Sequim Police officers arrested a suspected drug user who had at least five outstanding warrants for his arrest last week.
Jason William Tuff was arrested at Elk Creek Apartments just east of downtown Sequim on Jan. 15 after the officers responded to an early morning report of an argument in the apartment complex’s parking lot.
Police discovered that Tuff, who had warrants for his arrest ranging from violation of court orders to assault four (domestic violence), was inside one of the apartments, Sequim Police Sgt. Sean Madison said.
Tuff had been up all night smoking methamphetamine, Madison said.
Given Tuff’s record, potential for violence after doing drugs and a history of noncooperation with law enforcement officials, the officers obtained a search warrant, then formed a perimeter, evacuated nearby residents and ordered Tuff to come out of the apartment.
Three options “It’s classically what we call a ‘barricaded suspect,’” Madison said.

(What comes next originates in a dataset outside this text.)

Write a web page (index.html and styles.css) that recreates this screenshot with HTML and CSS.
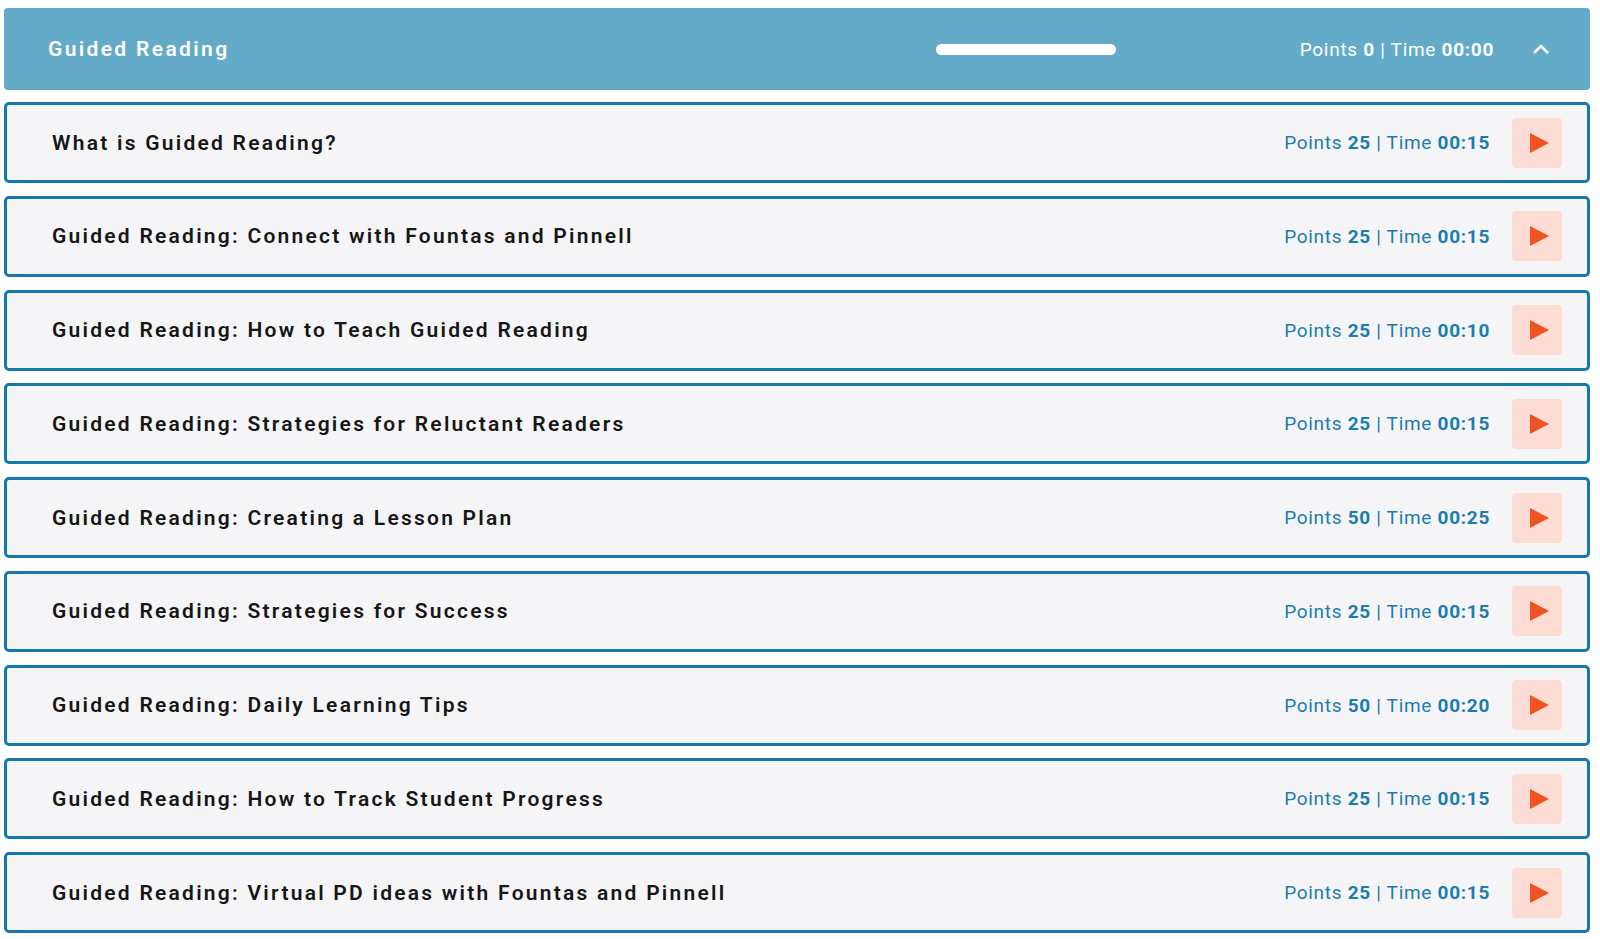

With such situations, Madison said the police generally have three options: talk, force or take the suspect out.
Madison said officers tried to contact Tuff by phone but there was no land line at the apartment and Tuff had no available cell phone. Forcing him out, such as using a gas bomb or grenade, generally isn’t an option when a suspect is holed up in an apartment, Madison said.
When Tuff didn’t respond to requests to come out of the apartment, police officers entered and searched the apartment. They found Tuff hiding in a kitchen sink cabinet, Madison said.
Tuff was booked on several counts — charges likely to include resisting arrest, Madison said.
‘He’s a jerk’ Police originally responded to a disturbance at about 7 a.m. last Friday. Then, an individual tried to destroy and cover up drug paraphernalia. In the course of taking that person into custody, police learned that Tuff was in a nearby apartment.
“We’ve known him from years past,” Madison said. “He’s a jerk.”
For the first time, Sequim police used a fiber optic camera mounted on a pole, a device on loan from Fire District No. 3. It allows the user to see around corners and in small spaces. For law enforcement, that means being able to see into potentially dangerous areas without putting a body in the room.
Ben Andrews, assistant chief at Fire District 3, said the device was paid for by a grant and generally is used for technical rescues.